La fine dell’arringa di Pansini è calorosamente applaudita dal pubblico.

|| L’intermezzo Rota ||
Un intermezzo che comincia con la lirica intonazione infiorata di motti latini che fanno rimanere attonito l’entourage piuttosto analfabeta dell’on. Giuoco Piccolo. Babbuino Rota si asciuga il sudore, beve il primo bicchiere d’acqua e poi comincia promettendo di essere breve. Il pubblico si mostra lieto di questa buona novella, la quale allontana il pericolo di una lunga parentesi di noia in quest’ora così asfissiante. Anche dal banco della stampa partono amorose occhiate di ringraziamento a Babbuino, il quale oggi appare più babbuino del solito, specialmente quando con invidiabile faccia fresca asserisce che non vi fu alcuna limitazione di prova per parte di don Gennarino Aliberti. A questa allegra trovata il pubblico prorompe prima in una sonora risata e poi in proteste, che sarebbero anche più sonore se non l’impedisse la presenza nell’aula di un considerevole numero di poliziotti. Il presidente chiama in soccorso il campanello, ammonisce il pubblico di non turbare la serenità della giustizia, ecc, ecc, e poi prega Babbuino Rota di essere più calmo e di non provocare il pubblico. Babbuino resta interdetto e continua a sballare castronerie d’ogni colore, fino al punto da assicurare , come la cosa più naturale di questo mondo, che a don Gennarino non pareva vero di rendere possibile una severa indagine su tutta la sua vita pubblica. Nuove risate dal pubblico e nuovi richiami del presidente. Dimenticando la promessa di essere breve, fatta in principio, parla lungamente senza concludere nulla e annoiando tutti coloro che hanno la sventura di ascoltarlo. L’eloquenza di Babbuino con questo caldo è addirittura insopportabile. Essa fa sbadigliare perfino l’usciere, il giudice Oberty e Gattola Mondella, i quali, a quanto ci si assicura, sono i soli ammiratori dell’illustre avvocato. Finalmente, come il Signore Iddio vuole, Babbuino Rota finisce ed il pubblico caccia un grande respiro di soddisfazione. Durante la sua arringa il chiaro uomo non ha fatto altro che leggere la memoria stampata di Simeoni. Quest’ultimo aggiunge poche parole a quelle del suo collega della P.C., e poi finisce anche lui chiedendo che la Corte non accolga la richiesta della difesa. A questo punto l’udienza viene sospesa per cinque minuti.

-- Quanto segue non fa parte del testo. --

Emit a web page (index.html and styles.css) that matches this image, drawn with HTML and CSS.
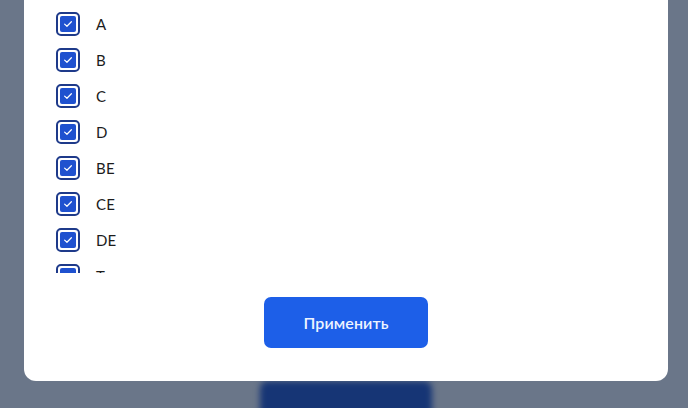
FILE: index.html
```html
<!DOCTYPE html>
<html lang="ru">
<head>
<meta charset="utf-8">
<link rel="stylesheet" href="styles.css">
</head>
<body>
<div class="page">
  <div class="modal">
    <div class="list">
      <label class="row"><span class="box"><span class="fill"><svg viewBox="0 0 16 16" width="12" height="12"><path d="M3.5 8.2 6.6 11 12.5 5" fill="none" stroke="#fff" stroke-width="1.6" stroke-linecap="round" stroke-linejoin="round"/></svg></span></span><span class="text">A</span></label>
      <label class="row"><span class="box"><span class="fill"><svg viewBox="0 0 16 16" width="12" height="12"><path d="M3.5 8.2 6.6 11 12.5 5" fill="none" stroke="#fff" stroke-width="1.6" stroke-linecap="round" stroke-linejoin="round"/></svg></span></span><span class="text">B</span></label>
      <label class="row"><span class="box"><span class="fill"><svg viewBox="0 0 16 16" width="12" height="12"><path d="M3.5 8.2 6.6 11 12.5 5" fill="none" stroke="#fff" stroke-width="1.6" stroke-linecap="round" stroke-linejoin="round"/></svg></span></span><span class="text">C</span></label>
      <label class="row"><span class="box"><span class="fill"><svg viewBox="0 0 16 16" width="12" height="12"><path d="M3.5 8.2 6.6 11 12.5 5" fill="none" stroke="#fff" stroke-width="1.6" stroke-linecap="round" stroke-linejoin="round"/></svg></span></span><span class="text">D</span></label>
      <label class="row"><span class="box"><span class="fill"><svg viewBox="0 0 16 16" width="12" height="12"><path d="M3.5 8.2 6.6 11 12.5 5" fill="none" stroke="#fff" stroke-width="1.6" stroke-linecap="round" stroke-linejoin="round"/></svg></span></span><span class="text">BE</span></label>
      <label class="row"><span class="box"><span class="fill"><svg viewBox="0 0 16 16" width="12" height="12"><path d="M3.5 8.2 6.6 11 12.5 5" fill="none" stroke="#fff" stroke-width="1.6" stroke-linecap="round" stroke-linejoin="round"/></svg></span></span><span class="text">CE</span></label>
      <label class="row"><span class="box"><span class="fill"><svg viewBox="0 0 16 16" width="12" height="12"><path d="M3.5 8.2 6.6 11 12.5 5" fill="none" stroke="#fff" stroke-width="1.6" stroke-linecap="round" stroke-linejoin="round"/></svg></span></span><span class="text">DE</span></label>
      <label class="row"><span class="box"><span class="fill"><svg viewBox="0 0 16 16" width="12" height="12"><path d="M3.5 8.2 6.6 11 12.5 5" fill="none" stroke="#fff" stroke-width="1.6" stroke-linecap="round" stroke-linejoin="round"/></svg></span></span><span class="text">T</span></label>
    </div>
    <div class="actions">
      <button class="apply">Применить</button>
    </div>
  </div>
  <div class="under">
    <div class="under-btn"></div>
  </div>
</div>
</body>
</html>
```

FILE: styles.css
```css
html, body {
  margin: 0;
  padding: 0;
  height: 100%;
  overflow: hidden;
}
body {
  background: #6a7689;
  font-family: "Lato", "Noto Sans", sans-serif;
}
.page {
  display: flex;
  flex-direction: column;
  height: 408px;
  overflow: hidden;
}
.modal {
  margin: 0 20px 0 24px;
  height: 381px;
  flex: none;
  background: #fff;
  border-radius: 0 0 12px 12px;
  display: flex;
  flex-direction: column;
  position: relative;
  z-index: 1;
}
.list {
  height: 267px;
  margin-top: 6px;
  overflow: hidden;
  padding-left: 32px;
}
.row {
  display: flex;
  align-items: center;
  height: 36px;
  gap: 16px;
}
.box {
  width: 24px;
  height: 24px;
  box-sizing: border-box;
  border: 2px solid #1e3a8a;
  border-radius: 5px;
  padding: 2px;
  display: flex;
}
.fill {
  flex: 1;
  background: #1f51cf;
  border-radius: 2px;
  display: flex;
  align-items: center;
  justify-content: center;
}
.text {
  font-size: 15px;
  color: #1c1c1c;
  letter-spacing: 0.2px;
}
.actions {
  display: flex;
  justify-content: center;
  margin-top: 24px;
}
.apply {
  width: 164px;
  height: 51px;
  border: none;
  border-radius: 7px;
  background: #1d5fe8;
  color: #eef4ff;
  font-family: "Lato", "Noto Sans", sans-serif;
  font-size: 16px;
  font-weight: 600;
  letter-spacing: 0.1px;
}
.under {
  display: flex;
  justify-content: center;
  padding-left: 4px;
  height: 27px;
}
.under-btn {
  width: 172px;
  height: 50px;
  flex: none;
  background: #163575;
  border-radius: 8px;
  filter: blur(3px);
}
```
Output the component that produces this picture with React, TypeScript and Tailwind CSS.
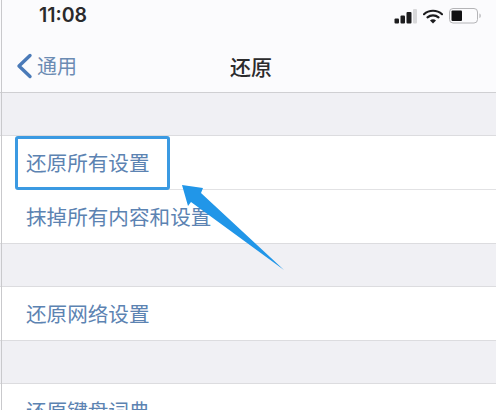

|| Il seguito dell’udienza ||
Riapertasi l’udienza il P.M. comincia la sua arringa con la quale respinge tutti i motivi di nullità presentati dalla difesa. Da questo magistrato che ha voluto così palesemente rendersi solidale coi nominati Rota e Simeoni noi non ci aspettavamo una serena parola di giustizia. Ed i fatti ci hanno dato ragione. Aspettiamo ora la decisione che venerdì prossimo dovranno pronunziare i consiglieri di appello, augurandoci che essa non violi gl’interessi supremi della giustizia e della moralità.